** Start DATA PROVIDED **
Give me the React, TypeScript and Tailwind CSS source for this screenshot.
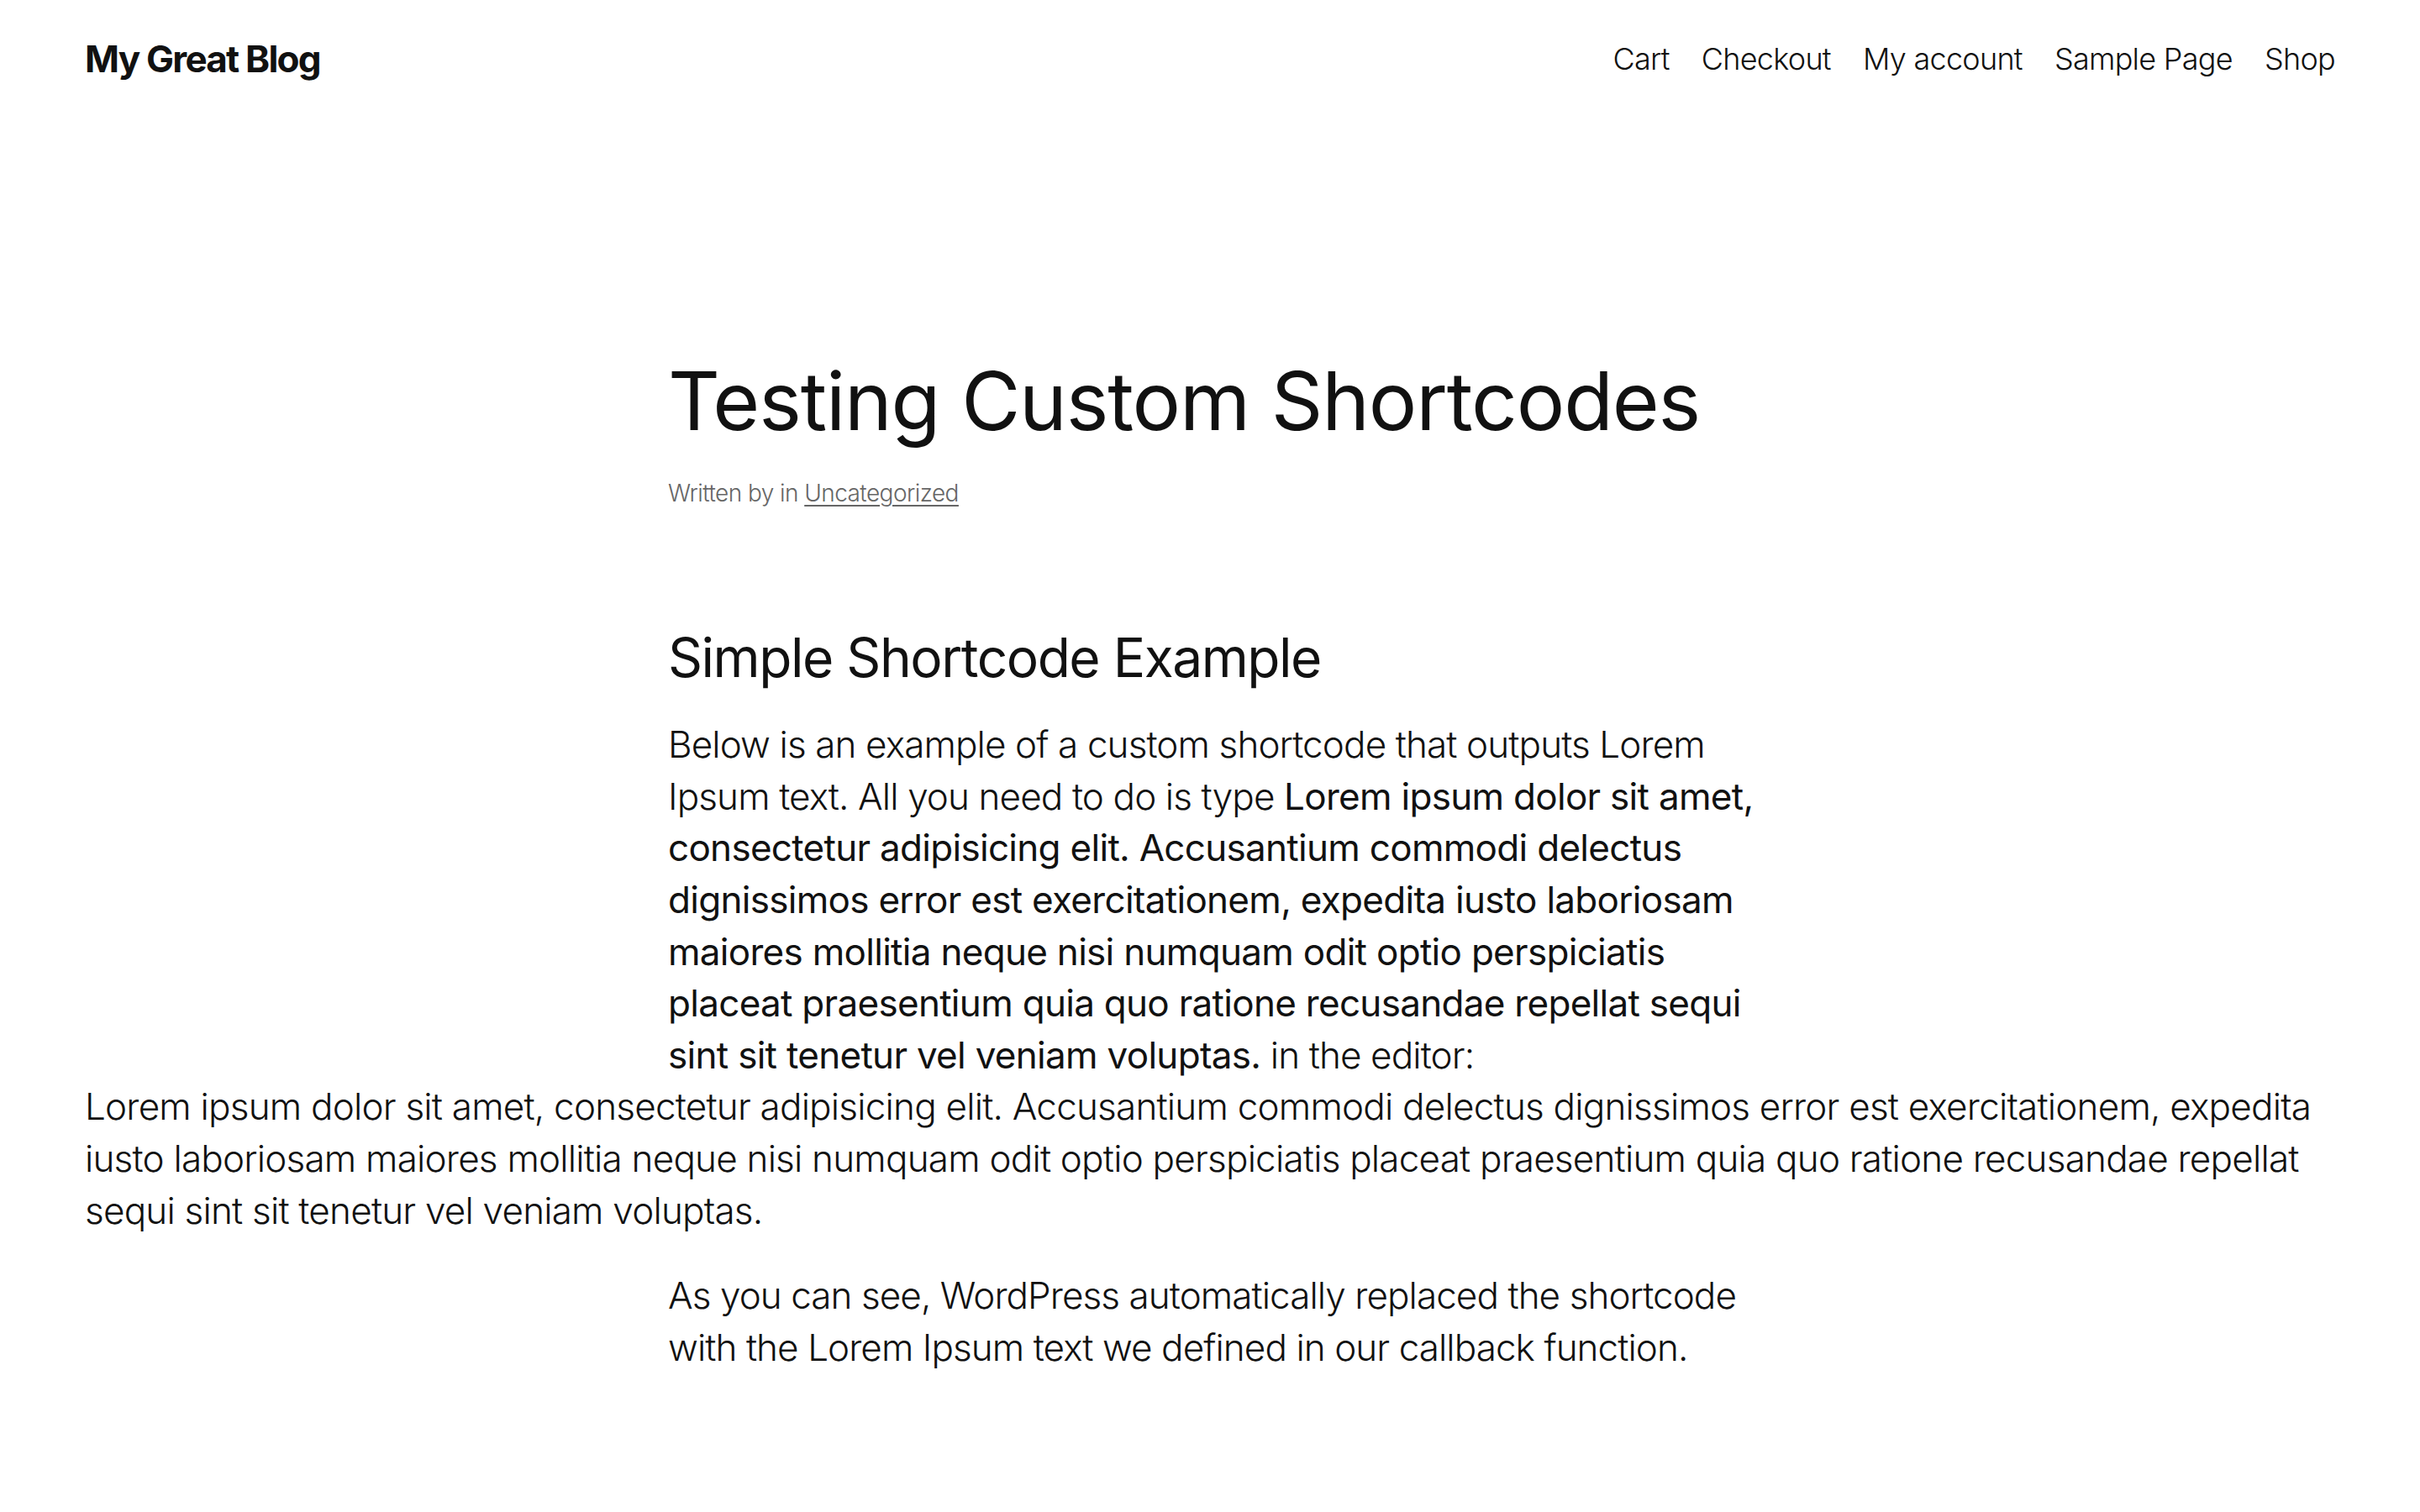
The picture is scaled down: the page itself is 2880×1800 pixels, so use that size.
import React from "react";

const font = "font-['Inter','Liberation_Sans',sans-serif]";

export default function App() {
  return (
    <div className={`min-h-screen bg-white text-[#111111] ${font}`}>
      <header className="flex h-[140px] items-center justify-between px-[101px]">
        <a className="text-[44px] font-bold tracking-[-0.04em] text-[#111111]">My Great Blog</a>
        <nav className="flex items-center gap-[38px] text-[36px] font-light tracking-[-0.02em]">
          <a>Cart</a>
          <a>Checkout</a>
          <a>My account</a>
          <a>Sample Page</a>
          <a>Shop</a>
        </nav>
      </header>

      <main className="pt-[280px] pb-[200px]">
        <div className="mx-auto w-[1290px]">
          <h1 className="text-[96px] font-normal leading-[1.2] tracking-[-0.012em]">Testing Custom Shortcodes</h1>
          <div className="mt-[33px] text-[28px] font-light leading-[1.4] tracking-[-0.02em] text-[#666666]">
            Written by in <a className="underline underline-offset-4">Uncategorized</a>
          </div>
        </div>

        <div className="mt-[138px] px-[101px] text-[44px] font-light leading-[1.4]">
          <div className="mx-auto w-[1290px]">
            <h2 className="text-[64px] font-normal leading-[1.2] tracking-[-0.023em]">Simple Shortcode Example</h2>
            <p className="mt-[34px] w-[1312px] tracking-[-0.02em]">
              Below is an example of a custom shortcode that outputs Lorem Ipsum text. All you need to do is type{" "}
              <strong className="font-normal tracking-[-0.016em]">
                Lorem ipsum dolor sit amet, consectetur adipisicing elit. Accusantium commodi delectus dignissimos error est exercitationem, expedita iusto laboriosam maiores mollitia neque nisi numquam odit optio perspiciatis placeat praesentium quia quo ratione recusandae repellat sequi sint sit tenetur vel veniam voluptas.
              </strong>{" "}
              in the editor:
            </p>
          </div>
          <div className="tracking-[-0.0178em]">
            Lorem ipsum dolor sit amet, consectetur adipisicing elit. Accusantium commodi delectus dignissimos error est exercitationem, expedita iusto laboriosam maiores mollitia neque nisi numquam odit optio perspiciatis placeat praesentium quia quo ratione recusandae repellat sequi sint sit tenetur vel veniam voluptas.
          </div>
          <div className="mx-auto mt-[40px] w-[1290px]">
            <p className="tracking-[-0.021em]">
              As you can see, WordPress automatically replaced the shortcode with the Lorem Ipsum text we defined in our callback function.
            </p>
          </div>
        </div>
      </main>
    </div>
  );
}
** End DATA PROVIDED **
# DIRECTION
Copy out all of the data word for word. Do not carry over any picture.

# SOLVED PROBLEM
Give me the React, TypeScript and Tailwind CSS source for this screenshot.
The picture is scaled down: the page itself is 2880×1800 pixels, so use that size.
import React from "react";

const font = "font-['Inter','Liberation_Sans',sans-serif]";

export default function App() {
  return (
    <div className={`min-h-screen bg-white text-[#111111] ${font}`}>
      <header className="flex h-[140px] items-center justify-between px-[101px]">
        <a className="text-[44px] font-bold tracking-[-0.04em] text-[#111111]">My Great Blog</a>
        <nav className="flex items-center gap-[38px] text-[36px] font-light tracking-[-0.02em]">
          <a>Cart</a>
          <a>Checkout</a>
          <a>My account</a>
          <a>Sample Page</a>
          <a>Shop</a>
        </nav>
      </header>

      <main className="pt-[280px] pb-[200px]">
        <div className="mx-auto w-[1290px]">
          <h1 className="text-[96px] font-normal leading-[1.2] tracking-[-0.012em]">Testing Custom Shortcodes</h1>
          <div className="mt-[33px] text-[28px] font-light leading-[1.4] tracking-[-0.02em] text-[#666666]">
            Written by in <a className="underline underline-offset-4">Uncategorized</a>
          </div>
        </div>

        <div className="mt-[138px] px-[101px] text-[44px] font-light leading-[1.4]">
          <div className="mx-auto w-[1290px]">
            <h2 className="text-[64px] font-normal leading-[1.2] tracking-[-0.023em]">Simple Shortcode Example</h2>
            <p className="mt-[34px] w-[1312px] tracking-[-0.02em]">
              Below is an example of a custom shortcode that outputs Lorem Ipsum text. All you need to do is type{" "}
              <strong className="font-normal tracking-[-0.016em]">
                Lorem ipsum dolor sit amet, consectetur adipisicing elit. Accusantium commodi delectus dignissimos error est exercitationem, expedita iusto laboriosam maiores mollitia neque nisi numquam odit optio perspiciatis placeat praesentium quia quo ratione recusandae repellat sequi sint sit tenetur vel veniam voluptas.
              </strong>{" "}
              in the editor:
            </p>
          </div>
          <div className="tracking-[-0.0178em]">
            Lorem ipsum dolor sit amet, consectetur adipisicing elit. Accusantium commodi delectus dignissimos error est exercitationem, expedita iusto laboriosam maiores mollitia neque nisi numquam odit optio perspiciatis placeat praesentium quia quo ratione recusandae repellat sequi sint sit tenetur vel veniam voluptas.
          </div>
          <div className="mx-auto mt-[40px] w-[1290px]">
            <p className="tracking-[-0.021em]">
              As you can see, WordPress automatically replaced the shortcode with the Lorem Ipsum text we defined in our callback function.
            </p>
          </div>
        </div>
      </main>
    </div>
  );
}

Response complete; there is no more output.